EXERCISE DIRECTIONS: Copy out each line exactly; pictures stay out of the copy.

INFORMATION SHOWN:
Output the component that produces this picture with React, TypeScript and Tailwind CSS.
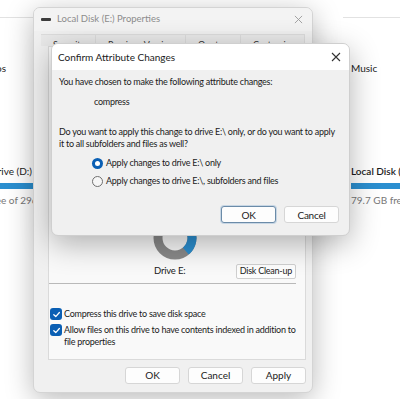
import React from 'react';

const font = { fontFamily: 'Lato, "Open Sans", sans-serif' };

function Check() {
  return (
    <span className="w-[12px] h-[12px] rounded-[3px] bg-[#0a5fb4] flex items-center justify-center shrink-0">
      <svg width="9" height="9" viewBox="0 0 10 10">
        <path d="M2 5.2 L4.2 7.3 L8.2 2.8" stroke="white" strokeWidth="1.4" fill="none" strokeLinecap="round" strokeLinejoin="round" />
      </svg>
    </span>
  );
}

function Radio({ on }: { on?: boolean }) {
  return on ? (
    <span className="w-[11px] h-[11px] rounded-full bg-[#0a5fb4] flex items-center justify-center shrink-0">
      <span className="w-[5px] h-[5px] rounded-full bg-white" />
    </span>
  ) : (
    <span className="w-[11px] h-[11px] rounded-full border border-[#6f6f6f] bg-[#f6f6f6] shrink-0" />
  );
}

function Btn({ label, focus }: { label: string; focus?: boolean }) {
  return (
    <div
      className={`w-[55px] h-[17px] rounded-[3px] bg-[#fdfdfd] flex items-center justify-center text-[10px] text-[#1b1b1b] ${
        focus ? 'border border-[#6b8ba8] shadow-[0_0_0_1px_#c7d6e4]' : 'border border-[#d6d6d6]'
      }`}
    >
      {label}
    </div>
  );
}

function Donut() {
  const r = 17;
  const c = 2 * Math.PI * r;
  return (
    <svg width="46" height="46" viewBox="0 0 46 46">
      <circle cx="23" cy="23" r={r} fill="none" stroke="#8a8a8a" strokeWidth="9" />
      <circle
        cx="23"
        cy="23"
        r={r}
        fill="none"
        stroke="#2b8fd0"
        strokeWidth="9"
        strokeDasharray={`${c * 0.36} ${c}`}
        transform="rotate(-80 23 23)"
      />
    </svg>
  );
}

export default function App() {
  return (
    <div className="relative w-[400px] h-[399px] overflow-hidden bg-white text-[#1b1b1b]" style={font}>
      {/* explorer behind */}
      <div className="absolute inset-0 flex">
        <div className="w-[40px] flex flex-col items-end">
          <div className="h-[18px] w-full border-b border-[#e2e2e2]" />
          <div className="mt-[44px] mr-[34px] text-[10px] leading-[12px] whitespace-nowrap">Videos</div>
          <div className="mt-[90px] mr-[8px] text-[10px] leading-[14px] whitespace-nowrap">Drive (D:)</div>
          <div className="mt-[5px] w-full h-[6px] bg-[#2b8fd0]" />
          <div className="mt-[5px] mr-[-14px] text-[10px] leading-[12px] text-[#777] whitespace-nowrap">free of 296 GB</div>
        </div>
        <div className="flex-1" />
        <div className="w-[57px] flex flex-col">
          <div className="h-[18px] border-b border-[#e2e2e2]" />
          <div className="mt-[44px] ml-[8px] text-[10px] leading-[12px]">Music</div>
          <div className="mt-[90px] ml-[8px] text-[10px] font-semibold leading-[14px] whitespace-nowrap">Local Disk (F:)</div>
          <div className="mt-[5px] ml-[8px] h-[6px] bg-[#2b8fd0]" />
          <div className="mt-[5px] ml-[8px] text-[10px] leading-[12px] text-[#777] whitespace-nowrap">79.7 GB free</div>
        </div>
      </div>

      {/* properties window */}
      <div className="absolute left-[33px] top-[7px] w-[280px] h-[386px] rounded-[7px] border border-[#d4d4d4] bg-[#f0f0f0] shadow-[0_6px_28px_rgba(0,0,0,0.28)] flex flex-col overflow-hidden">
        <div className="h-[23px] shrink-0 bg-[#f3f3f3] flex items-center px-[7px]">
          <span className="w-[10px] h-[3px] bg-[#3c3c3c] rounded-[1px]" />
          <span className="ml-[6px] text-[9.5px] text-[#8c8c8c]">Local Disk (E:) Properties</span>
          <span className="ml-auto mr-[2px] text-[#9a9a9a]">
            <svg width="9" height="9" viewBox="0 0 10 10">
              <path d="M1 1 L9 9 M9 1 L1 9" stroke="currentColor" strokeWidth="1" />
            </svg>
          </span>
        </div>
        <div className="h-[15px] shrink-0 flex items-end px-[7px]">
          <div className="flex w-full h-[12px] overflow-hidden text-[9px] leading-[12px] text-[#333] border-t border-[#dcdcdc]">
            <div className="w-[55px] pl-[12px] pt-[4px] border-r border-[#dcdcdc] bg-[#e9e9e9]">Security</div>
            <div className="w-[90px] pl-[12px] pt-[4px] border-r border-[#dcdcdc] bg-[#e9e9e9] whitespace-nowrap">Previous Versions</div>
            <div className="w-[55px] pl-[12px] pt-[4px] border-r border-[#dcdcdc] bg-[#e9e9e9]">Quota</div>
            <div className="flex-1 pl-[12px] pt-[4px] border-r border-[#dcdcdc] bg-[#e9e9e9]">Customize</div>
          </div>
        </div>
        <div className="ml-[14px] mr-[6px] h-[314px] border border-[#dadada] bg-[#f9f9f9] flex flex-col">
          <div className="h-[168px]" />
          <div className="flex items-end h-[46px] pl-[103px] pr-[9px]">
            <Donut />
          </div>
          <div className="flex items-center h-[16px] mt-[2px] pr-[9px]">
            <span className="ml-[105px] text-[9.5px] tracking-[-0.2px]">Drive E:</span>
            <span className="ml-auto h-[15px] px-[3px] rounded-[2px] border border-[#cfcfcf] bg-[#fdfdfd] text-[9px] tracking-[-0.25px] flex items-center">Disk Clean-up</span>
          </div>
          <div className="mt-[4px] mr-[9px] border-t border-[#b9b9b9]" />
          <div className="mt-[24px] flex flex-col gap-[4px] pl-[1px] text-[9px] tracking-[-0.25px] leading-[12px] whitespace-nowrap">
            <div className="flex items-center gap-[2px]">
              <Check />
              <span>Compress this drive to save disk space</span>
            </div>
            <div className="flex items-start gap-[2px]">
              <Check />
              <span>
                Allow files on this drive to have contents indexed in addition to
                <br />
                file properties
              </span>
            </div>
          </div>
        </div>
        <div className="flex justify-end gap-[8px] mr-[6px] mt-[7px]">
          <Btn label="OK" />
          <Btn label="Cancel" />
          <Btn label="Apply" />
        </div>
      </div>

      {/* confirm dialog */}
      <div className="absolute left-[51px] top-[43px] w-[299px] h-[193px] rounded-[7px] border border-[#cfcfcf] bg-[#f0f0f0] shadow-[0_8px_30px_rgba(0,0,0,0.3)] flex flex-col overflow-hidden">
        <div className="h-[26px] shrink-0 bg-white flex items-center pl-[6px] pr-[8px]">
          <span className="text-[10px] text-[#1b1b1b]">Confirm Attribute Changes</span>
          <span className="ml-auto text-[#333]">
            <svg width="10" height="10" viewBox="0 0 10 10">
              <path d="M1 1 L9 9 M9 1 L1 9" stroke="currentColor" strokeWidth="1.1" />
            </svg>
          </span>
        </div>
        <div className="flex flex-col px-[7px] text-[9px] tracking-[-0.25px] leading-[12px] whitespace-nowrap">
          <div className="mt-[6px]">You have chosen to make the following attribute changes:</div>
          <div className="mt-[8px] ml-[35px]">compress</div>
          <div className="mt-[18px]">
            Do you want to apply this change to drive E:\ only, or do you want to apply
            <br />
            it to all subfolders and files as well?
          </div>
          <div className="mt-[7px] ml-[33px] flex flex-col gap-[6px]">
            <div className="flex items-center gap-[3px]">
              <Radio on />
              <span>Apply changes to drive E:\ only</span>
            </div>
            <div className="flex items-center gap-[3px]">
              <Radio />
              <span>Apply changes to drive E:\, subfolders and files</span>
            </div>
          </div>
          <div className="mt-[19px] flex justify-end gap-[8px] pr-[3px]">
            <Btn label="OK" focus />
            <Btn label="Cancel" />
          </div>
        </div>
      </div>
    </div>
  );
}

EXERCISE RESULT:
Output the component that produces this picture with React, TypeScript and Tailwind CSS.
import React from 'react';

const font = { fontFamily: 'Lato, "Open Sans", sans-serif' };

function Check() {
  return (
    <span className="w-[12px] h-[12px] rounded-[3px] bg-[#0a5fb4] flex items-center justify-center shrink-0">
      <svg width="9" height="9" viewBox="0 0 10 10">
        <path d="M2 5.2 L4.2 7.3 L8.2 2.8" stroke="white" strokeWidth="1.4" fill="none" strokeLinecap="round" strokeLinejoin="round" />
      </svg>
    </span>
  );
}

function Radio({ on }: { on?: boolean }) {
  return on ? (
    <span className="w-[11px] h-[11px] rounded-full bg-[#0a5fb4] flex items-center justify-center shrink-0">
      <span className="w-[5px] h-[5px] rounded-full bg-white" />
    </span>
  ) : (
    <span className="w-[11px] h-[11px] rounded-full border border-[#6f6f6f] bg-[#f6f6f6] shrink-0" />
  );
}

function Btn({ label, focus }: { label: string; focus?: boolean }) {
  return (
    <div
      className={`w-[55px] h-[17px] rounded-[3px] bg-[#fdfdfd] flex items-center justify-center text-[10px] text-[#1b1b1b] ${
        focus ? 'border border-[#6b8ba8] shadow-[0_0_0_1px_#c7d6e4]' : 'border border-[#d6d6d6]'
      }`}
    >
      {label}
    </div>
  );
}

function Donut() {
  const r = 17;
  const c = 2 * Math.PI * r;
  return (
    <svg width="46" height="46" viewBox="0 0 46 46">
      <circle cx="23" cy="23" r={r} fill="none" stroke="#8a8a8a" strokeWidth="9" />
      <circle
        cx="23"
        cy="23"
        r={r}
        fill="none"
        stroke="#2b8fd0"
        strokeWidth="9"
        strokeDasharray={`${c * 0.36} ${c}`}
        transform="rotate(-80 23 23)"
      />
    </svg>
  );
}

export default function App() {
  return (
    <div className="relative w-[400px] h-[399px] overflow-hidden bg-white text-[#1b1b1b]" style={font}>
      {/* explorer behind */}
      <div className="absolute inset-0 flex">
        <div className="w-[40px] flex flex-col items-end">
          <div className="h-[18px] w-full border-b border-[#e2e2e2]" />
          <div className="mt-[44px] mr-[34px] text-[10px] leading-[12px] whitespace-nowrap">Videos</div>
          <div className="mt-[90px] mr-[8px] text-[10px] leading-[14px] whitespace-nowrap">Drive (D:)</div>
          <div className="mt-[5px] w-full h-[6px] bg-[#2b8fd0]" />
          <div className="mt-[5px] mr-[-14px] text-[10px] leading-[12px] text-[#777] whitespace-nowrap">free of 296 GB</div>
        </div>
        <div className="flex-1" />
        <div className="w-[57px] flex flex-col">
          <div className="h-[18px] border-b border-[#e2e2e2]" />
          <div className="mt-[44px] ml-[8px] text-[10px] leading-[12px]">Music</div>
          <div className="mt-[90px] ml-[8px] text-[10px] font-semibold leading-[14px] whitespace-nowrap">Local Disk (F:)</div>
          <div className="mt-[5px] ml-[8px] h-[6px] bg-[#2b8fd0]" />
          <div className="mt-[5px] ml-[8px] text-[10px] leading-[12px] text-[#777] whitespace-nowrap">79.7 GB free</div>
        </div>
      </div>

      {/* properties window */}
      <div className="absolute left-[33px] top-[7px] w-[280px] h-[386px] rounded-[7px] border border-[#d4d4d4] bg-[#f0f0f0] shadow-[0_6px_28px_rgba(0,0,0,0.28)] flex flex-col overflow-hidden">
        <div className="h-[23px] shrink-0 bg-[#f3f3f3] flex items-center px-[7px]">
          <span className="w-[10px] h-[3px] bg-[#3c3c3c] rounded-[1px]" />
          <span className="ml-[6px] text-[9.5px] text-[#8c8c8c]">Local Disk (E:) Properties</span>
          <span className="ml-auto mr-[2px] text-[#9a9a9a]">
            <svg width="9" height="9" viewBox="0 0 10 10">
              <path d="M1 1 L9 9 M9 1 L1 9" stroke="currentColor" strokeWidth="1" />
            </svg>
          </span>
        </div>
        <div className="h-[15px] shrink-0 flex items-end px-[7px]">
          <div className="flex w-full h-[12px] overflow-hidden text-[9px] leading-[12px] text-[#333] border-t border-[#dcdcdc]">
            <div className="w-[55px] pl-[12px] pt-[4px] border-r border-[#dcdcdc] bg-[#e9e9e9]">Security</div>
            <div className="w-[90px] pl-[12px] pt-[4px] border-r border-[#dcdcdc] bg-[#e9e9e9] whitespace-nowrap">Previous Versions</div>
            <div className="w-[55px] pl-[12px] pt-[4px] border-r border-[#dcdcdc] bg-[#e9e9e9]">Quota</div>
            <div className="flex-1 pl-[12px] pt-[4px] border-r border-[#dcdcdc] bg-[#e9e9e9]">Customize</div>
          </div>
        </div>
        <div className="ml-[14px] mr-[6px] h-[314px] border border-[#dadada] bg-[#f9f9f9] flex flex-col">
          <div className="h-[168px]" />
          <div className="flex items-end h-[46px] pl-[103px] pr-[9px]">
            <Donut />
          </div>
          <div className="flex items-center h-[16px] mt-[2px] pr-[9px]">
            <span className="ml-[105px] text-[9.5px] tracking-[-0.2px]">Drive E:</span>
            <span className="ml-auto h-[15px] px-[3px] rounded-[2px] border border-[#cfcfcf] bg-[#fdfdfd] text-[9px] tracking-[-0.25px] flex items-center">Disk Clean-up</span>
          </div>
          <div className="mt-[4px] mr-[9px] border-t border-[#b9b9b9]" />
          <div className="mt-[24px] flex flex-col gap-[4px] pl-[1px] text-[9px] tracking-[-0.25px] leading-[12px] whitespace-nowrap">
            <div className="flex items-center gap-[2px]">
              <Check />
              <span>Compress this drive to save disk space</span>
            </div>
            <div className="flex items-start gap-[2px]">
              <Check />
              <span>
                Allow files on this drive to have contents indexed in addition to
                <br />
                file properties
              </span>
            </div>
          </div>
        </div>
        <div className="flex justify-end gap-[8px] mr-[6px] mt-[7px]">
          <Btn label="OK" />
          <Btn label="Cancel" />
          <Btn label="Apply" />
        </div>
      </div>

      {/* confirm dialog */}
      <div className="absolute left-[51px] top-[43px] w-[299px] h-[193px] rounded-[7px] border border-[#cfcfcf] bg-[#f0f0f0] shadow-[0_8px_30px_rgba(0,0,0,0.3)] flex flex-col overflow-hidden">
        <div className="h-[26px] shrink-0 bg-white flex items-center pl-[6px] pr-[8px]">
          <span className="text-[10px] text-[#1b1b1b]">Confirm Attribute Changes</span>
          <span className="ml-auto text-[#333]">
            <svg width="10" height="10" viewBox="0 0 10 10">
              <path d="M1 1 L9 9 M9 1 L1 9" stroke="currentColor" strokeWidth="1.1" />
            </svg>
          </span>
        </div>
        <div className="flex flex-col px-[7px] text-[9px] tracking-[-0.25px] leading-[12px] whitespace-nowrap">
          <div className="mt-[6px]">You have chosen to make the following attribute changes:</div>
          <div className="mt-[8px] ml-[35px]">compress</div>
          <div className="mt-[18px]">
            Do you want to apply this change to drive E:\ only, or do you want to apply
            <br />
            it to all subfolders and files as well?
          </div>
          <div className="mt-[7px] ml-[33px] flex flex-col gap-[6px]">
            <div className="flex items-center gap-[3px]">
              <Radio on />
              <span>Apply changes to drive E:\ only</span>
            </div>
            <div className="flex items-center gap-[3px]">
              <Radio />
              <span>Apply changes to drive E:\, subfolders and files</span>
            </div>
          </div>
          <div className="mt-[19px] flex justify-end gap-[8px] pr-[3px]">
            <Btn label="OK" focus />
            <Btn label="Cancel" />
          </div>
        </div>
      </div>
    </div>
  );
}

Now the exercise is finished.